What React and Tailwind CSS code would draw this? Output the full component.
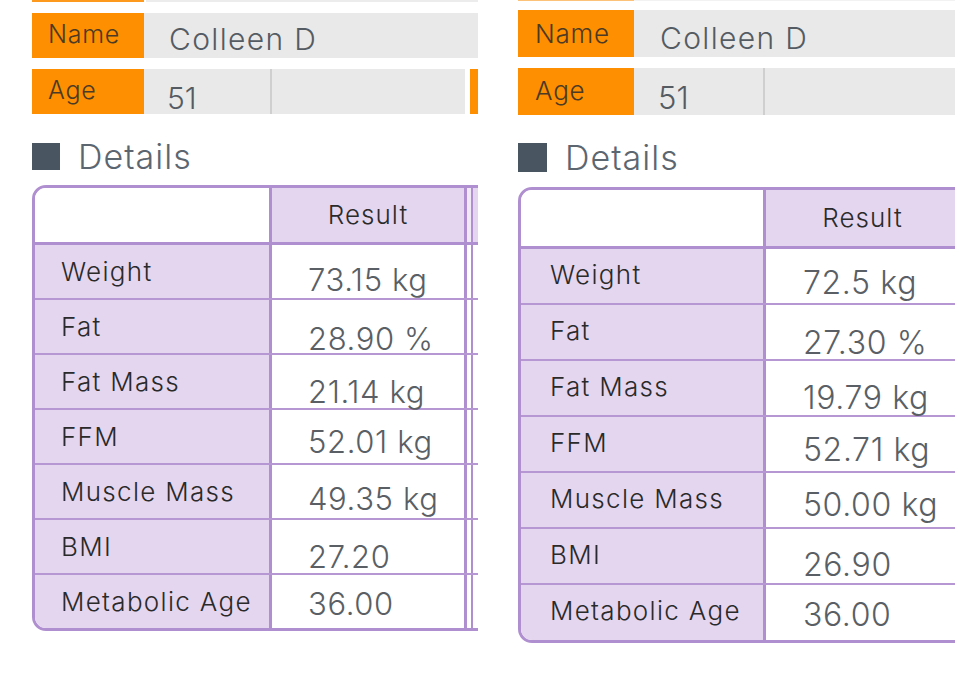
import React from "react";

const FONT = { fontFamily: "Inter, 'Noto Sans', sans-serif" };

const leftRows = [
  ["Weight", "73.15 kg", "pt-[19px]"],
  ["Fat", "28.90 %", "pt-[23px]"],
  ["Fat Mass", "21.14 kg", "pt-[21px]"],
  ["FFM", "52.01 kg", "pt-[16px]"],
  ["Muscle Mass", "49.35 kg", "pt-[18px]"],
  ["BMI", "27.20", "pt-[21px]"],
  ["Metabolic Age", "36.00", "pt-[13px]"],
];

const rightRows = [
  ["Weight", "72.5 kg", "pt-[18px]"],
  ["Fat", "27.30 %", "pt-[22px]"],
  ["Fat Mass", "19.79 kg", "pt-[21px]"],
  ["FFM", "52.71 kg", "pt-[17px]"],
  ["Muscle Mass", "50.00 kg", "pt-[16px]"],
  ["BMI", "26.90", "pt-[20px]"],
  ["Metabolic Age", "36.00", "pt-[14px]"],
];

function LeftPanel() {
  return (
    <div className="w-[446px] shrink-0 overflow-hidden">
      {/* remnant of previous row */}
      <div className="flex h-[2px]">
        <div className="w-[112px] bg-[#fd9a1e]" />
        <div className="ml-[2px] flex-1 bg-[#ececec]" />
      </div>
      {/* Name */}
      <div className="mt-[11px] flex h-[45px]">
        <div className="w-[112px] bg-[#fd8f00] pl-[16px] pt-[9px]">
          <span className="block text-[25px] font-[350] leading-none tracking-[0.03em] text-[#4b3a26]">Name</span>
        </div>
        <div className="flex-1 bg-[#e9e9e9] pl-[25px] pt-[11px]">
          <span className="block text-[30px] font-light leading-none tracking-[0.045em] text-[#555b63]">Colleen D</span>
        </div>
      </div>
      {/* Age */}
      <div className="mt-[11px] flex h-[45px]">
        <div className="w-[112px] bg-[#fd8f00] pl-[16px] pt-[9px]">
          <span className="block text-[25px] font-[350] leading-none tracking-[0.03em] text-[#4b3a26]">Age</span>
        </div>
        <div className="w-[126px] bg-[#e9e9e9] pl-[23px] pt-[14px]">
          <span className="block text-[30px] font-light leading-none text-[#555b63]">51</span>
        </div>
        <div className="w-[2px] bg-[#cfcfcf]" />
        <div className="w-[193px] bg-[#e9e9e9]" />
        <div className="w-[5px]" />
        <div className="flex-1 bg-[#fd8f00]" />
      </div>
      {/* Details */}
      <div className="mt-[29px] flex h-[27px] items-center gap-[18px]">
        <div className="h-[27px] w-[28px] bg-[#4a5562]" />
        <span className="text-[34px] font-light leading-none tracking-[0.03em] text-[#5c6670]">Details</span>
      </div>
      {/* Table */}
      <div className="mt-[15px] w-[600px] overflow-hidden rounded-l-[14px] border-[3px] border-[#b08fd0]">
        <div className="flex h-[57px] border-b-[3px] border-[#b08fd0]">
          <div className="w-[234px] bg-white" />
          <div className="flex w-[195px] items-center justify-center border-l-[3px] border-[#b08fd0] bg-[#e4d6ef]">
            <span className="text-[26px] font-[350] leading-none tracking-[0.04em] text-[#2b2b2b]">Result</span>
          </div>
          <div className="w-[7px] border-l-[3px] border-[#b08fd0] bg-[#f1eaf6]" />
          <div className="flex-1 border-l-2 border-[#b08fd0] bg-[#e4d6ef]" />
        </div>
        {leftRows.map(([label, value, pt], i) => (
          <div
            key={label}
            className={
              i < leftRows.length - 1
                ? "flex h-[55px] border-b-2 border-[#b796d4]"
                : "flex h-[53px]"
            }
          >
            <div className="w-[234px] bg-[#e4d6ef] pl-[26px] pt-[14px]">
              <span className="block whitespace-nowrap text-[26px] font-[350] leading-none tracking-[0.05em] text-[#2a2a2a]">
                {label}
              </span>
            </div>
            <div className={"w-[195px] border-l-[3px] border-[#b08fd0] bg-white pl-[36px] " + pt}>
              <span className="block whitespace-nowrap text-[31px] font-light leading-none tracking-[0.02em] text-[#5a5f65]">
                {value}
              </span>
            </div>
            <div className="w-[7px] border-l-[3px] border-[#b08fd0] bg-white" />
            <div className="flex-1 border-l-2 border-[#b08fd0] bg-white" />
          </div>
        ))}
      </div>
    </div>
  );
}

function RightPanel() {
  return (
    <div className="w-[437px] shrink-0 overflow-hidden">
      <div className="flex h-[1px]">
        <div className="w-[116px] bg-[#fdc27a]" />
        <div className="flex-1 bg-[#f2f2f2]" />
      </div>
      {/* Name */}
      <div className="mt-[9px] flex h-[47px]">
        <div className="w-[116px] bg-[#fd8f00] pl-[17px] pt-[11px]">
          <span className="block text-[26px] font-[350] leading-none tracking-[0.03em] text-[#4b3a26]">Name</span>
        </div>
        <div className="flex-1 bg-[#e9e9e9] pl-[26px] pt-[13px]">
          <span className="block text-[30px] font-light leading-none tracking-[0.045em] text-[#555b63]">Colleen D</span>
        </div>
      </div>
      {/* Age */}
      <div className="mt-[11px] flex h-[47px]">
        <div className="w-[116px] bg-[#fd8f00] pl-[17px] pt-[10px]">
          <span className="block text-[26px] font-[350] leading-none tracking-[0.03em] text-[#4b3a26]">Age</span>
        </div>
        <div className="w-[129px] bg-[#e9e9e9] pl-[24px] pt-[14px]">
          <span className="block text-[31px] font-light leading-none text-[#555b63]">51</span>
        </div>
        <div className="w-[2px] bg-[#cfcfcf]" />
        <div className="flex-1 bg-[#e9e9e9]" />
      </div>
      {/* Details */}
      <div className="mt-[28px] flex h-[29px] items-center gap-[18px]">
        <div className="h-[29px] w-[29px] bg-[#4a5562]" />
        <span className="text-[34px] font-light leading-none tracking-[0.03em] text-[#5c6670]">Details</span>
      </div>
      {/* Table */}
      <div className="mt-[15px] w-[600px] overflow-hidden rounded-l-[14px] border-[3px] border-[#b08fd0]">
        <div className="flex h-[59px] border-b-[3px] border-[#b08fd0]">
          <div className="w-[242px] bg-white" />
          <div className="flex w-[196px] items-center justify-center border-l-[3px] border-[#b08fd0] bg-[#e4d6ef]">
            <span className="text-[26px] font-[350] leading-none tracking-[0.04em] text-[#2b2b2b]">Result</span>
          </div>
          <div className="flex-1 bg-[#e4d6ef]" />
        </div>
        {rightRows.map(([label, value, pt], i) => (
          <div
            key={label}
            className={
              i < rightRows.length - 1
                ? "flex h-[56px] border-b-2 border-[#b796d4]"
                : "flex h-[55px]"
            }
          >
            <div className="w-[242px] bg-[#e4d6ef] pl-[29px] pt-[13px]">
              <span className="block whitespace-nowrap text-[26px] font-[350] leading-none tracking-[0.05em] text-[#2a2a2a]">
                {label}
              </span>
            </div>
            <div className={"flex-1 border-l-[3px] border-[#b08fd0] bg-white pl-[37px] " + pt}>
              <span className="block whitespace-nowrap text-[32px] font-light leading-none tracking-[0.02em] text-[#5a5f65]">
                {value}
              </span>
            </div>
          </div>
        ))}
      </div>
    </div>
  );
}

export default function App() {
  return (
    <div className="h-[683px] w-[960px] overflow-hidden bg-white" style={FONT}>
      <div className="flex gap-[40px] pl-[32px]">
        <LeftPanel />
        <RightPanel />
      </div>
    </div>
  );
}
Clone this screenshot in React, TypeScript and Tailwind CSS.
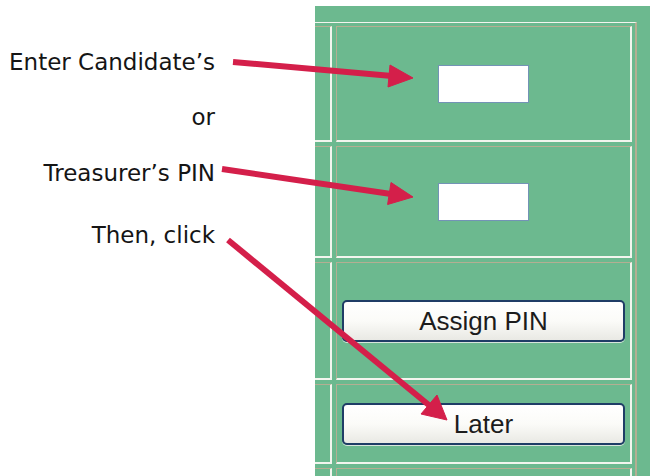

• STATED PROBLEM: Copy out all the entries exactly. Images stay out of the copy.

• RESULT FOR THIS EXERCISE:
What React and Tailwind CSS code would draw this? Output the full component.
import React from "react";

const FONT = { fontFamily: "Inter, 'Noto Sans', sans-serif" };

const leftRows = [
  ["Weight", "73.15 kg", "pt-[19px]"],
  ["Fat", "28.90 %", "pt-[23px]"],
  ["Fat Mass", "21.14 kg", "pt-[21px]"],
  ["FFM", "52.01 kg", "pt-[16px]"],
  ["Muscle Mass", "49.35 kg", "pt-[18px]"],
  ["BMI", "27.20", "pt-[21px]"],
  ["Metabolic Age", "36.00", "pt-[13px]"],
];

const rightRows = [
  ["Weight", "72.5 kg", "pt-[18px]"],
  ["Fat", "27.30 %", "pt-[22px]"],
  ["Fat Mass", "19.79 kg", "pt-[21px]"],
  ["FFM", "52.71 kg", "pt-[17px]"],
  ["Muscle Mass", "50.00 kg", "pt-[16px]"],
  ["BMI", "26.90", "pt-[20px]"],
  ["Metabolic Age", "36.00", "pt-[14px]"],
];

function LeftPanel() {
  return (
    <div className="w-[446px] shrink-0 overflow-hidden">
      {/* remnant of previous row */}
      <div className="flex h-[2px]">
        <div className="w-[112px] bg-[#fd9a1e]" />
        <div className="ml-[2px] flex-1 bg-[#ececec]" />
      </div>
      {/* Name */}
      <div className="mt-[11px] flex h-[45px]">
        <div className="w-[112px] bg-[#fd8f00] pl-[16px] pt-[9px]">
          <span className="block text-[25px] font-[350] leading-none tracking-[0.03em] text-[#4b3a26]">Name</span>
        </div>
        <div className="flex-1 bg-[#e9e9e9] pl-[25px] pt-[11px]">
          <span className="block text-[30px] font-light leading-none tracking-[0.045em] text-[#555b63]">Colleen D</span>
        </div>
      </div>
      {/* Age */}
      <div className="mt-[11px] flex h-[45px]">
        <div className="w-[112px] bg-[#fd8f00] pl-[16px] pt-[9px]">
          <span className="block text-[25px] font-[350] leading-none tracking-[0.03em] text-[#4b3a26]">Age</span>
        </div>
        <div className="w-[126px] bg-[#e9e9e9] pl-[23px] pt-[14px]">
          <span className="block text-[30px] font-light leading-none text-[#555b63]">51</span>
        </div>
        <div className="w-[2px] bg-[#cfcfcf]" />
        <div className="w-[193px] bg-[#e9e9e9]" />
        <div className="w-[5px]" />
        <div className="flex-1 bg-[#fd8f00]" />
      </div>
      {/* Details */}
      <div className="mt-[29px] flex h-[27px] items-center gap-[18px]">
        <div className="h-[27px] w-[28px] bg-[#4a5562]" />
        <span className="text-[34px] font-light leading-none tracking-[0.03em] text-[#5c6670]">Details</span>
      </div>
      {/* Table */}
      <div className="mt-[15px] w-[600px] overflow-hidden rounded-l-[14px] border-[3px] border-[#b08fd0]">
        <div className="flex h-[57px] border-b-[3px] border-[#b08fd0]">
          <div className="w-[234px] bg-white" />
          <div className="flex w-[195px] items-center justify-center border-l-[3px] border-[#b08fd0] bg-[#e4d6ef]">
            <span className="text-[26px] font-[350] leading-none tracking-[0.04em] text-[#2b2b2b]">Result</span>
          </div>
          <div className="w-[7px] border-l-[3px] border-[#b08fd0] bg-[#f1eaf6]" />
          <div className="flex-1 border-l-2 border-[#b08fd0] bg-[#e4d6ef]" />
        </div>
        {leftRows.map(([label, value, pt], i) => (
          <div
            key={label}
            className={
              i < leftRows.length - 1
                ? "flex h-[55px] border-b-2 border-[#b796d4]"
                : "flex h-[53px]"
            }
          >
            <div className="w-[234px] bg-[#e4d6ef] pl-[26px] pt-[14px]">
              <span className="block whitespace-nowrap text-[26px] font-[350] leading-none tracking-[0.05em] text-[#2a2a2a]">
                {label}
              </span>
            </div>
            <div className={"w-[195px] border-l-[3px] border-[#b08fd0] bg-white pl-[36px] " + pt}>
              <span className="block whitespace-nowrap text-[31px] font-light leading-none tracking-[0.02em] text-[#5a5f65]">
                {value}
              </span>
            </div>
            <div className="w-[7px] border-l-[3px] border-[#b08fd0] bg-white" />
            <div className="flex-1 border-l-2 border-[#b08fd0] bg-white" />
          </div>
        ))}
      </div>
    </div>
  );
}

function RightPanel() {
  return (
    <div className="w-[437px] shrink-0 overflow-hidden">
      <div className="flex h-[1px]">
        <div className="w-[116px] bg-[#fdc27a]" />
        <div className="flex-1 bg-[#f2f2f2]" />
      </div>
      {/* Name */}
      <div className="mt-[9px] flex h-[47px]">
        <div className="w-[116px] bg-[#fd8f00] pl-[17px] pt-[11px]">
          <span className="block text-[26px] font-[350] leading-none tracking-[0.03em] text-[#4b3a26]">Name</span>
        </div>
        <div className="flex-1 bg-[#e9e9e9] pl-[26px] pt-[13px]">
          <span className="block text-[30px] font-light leading-none tracking-[0.045em] text-[#555b63]">Colleen D</span>
        </div>
      </div>
      {/* Age */}
      <div className="mt-[11px] flex h-[47px]">
        <div className="w-[116px] bg-[#fd8f00] pl-[17px] pt-[10px]">
          <span className="block text-[26px] font-[350] leading-none tracking-[0.03em] text-[#4b3a26]">Age</span>
        </div>
        <div className="w-[129px] bg-[#e9e9e9] pl-[24px] pt-[14px]">
          <span className="block text-[31px] font-light leading-none text-[#555b63]">51</span>
        </div>
        <div className="w-[2px] bg-[#cfcfcf]" />
        <div className="flex-1 bg-[#e9e9e9]" />
      </div>
      {/* Details */}
      <div className="mt-[28px] flex h-[29px] items-center gap-[18px]">
        <div className="h-[29px] w-[29px] bg-[#4a5562]" />
        <span className="text-[34px] font-light leading-none tracking-[0.03em] text-[#5c6670]">Details</span>
      </div>
      {/* Table */}
      <div className="mt-[15px] w-[600px] overflow-hidden rounded-l-[14px] border-[3px] border-[#b08fd0]">
        <div className="flex h-[59px] border-b-[3px] border-[#b08fd0]">
          <div className="w-[242px] bg-white" />
          <div className="flex w-[196px] items-center justify-center border-l-[3px] border-[#b08fd0] bg-[#e4d6ef]">
            <span className="text-[26px] font-[350] leading-none tracking-[0.04em] text-[#2b2b2b]">Result</span>
          </div>
          <div className="flex-1 bg-[#e4d6ef]" />
        </div>
        {rightRows.map(([label, value, pt], i) => (
          <div
            key={label}
            className={
              i < rightRows.length - 1
                ? "flex h-[56px] border-b-2 border-[#b796d4]"
                : "flex h-[55px]"
            }
          >
            <div className="w-[242px] bg-[#e4d6ef] pl-[29px] pt-[13px]">
              <span className="block whitespace-nowrap text-[26px] font-[350] leading-none tracking-[0.05em] text-[#2a2a2a]">
                {label}
              </span>
            </div>
            <div className={"flex-1 border-l-[3px] border-[#b08fd0] bg-white pl-[37px] " + pt}>
              <span className="block whitespace-nowrap text-[32px] font-light leading-none tracking-[0.02em] text-[#5a5f65]">
                {value}
              </span>
            </div>
          </div>
        ))}
      </div>
    </div>
  );
}

export default function App() {
  return (
    <div className="h-[683px] w-[960px] overflow-hidden bg-white" style={FONT}>
      <div className="flex gap-[40px] pl-[32px]">
        <LeftPanel />
        <RightPanel />
      </div>
    </div>
  );
}
Clone this screenshot in React, TypeScript and Tailwind CSS.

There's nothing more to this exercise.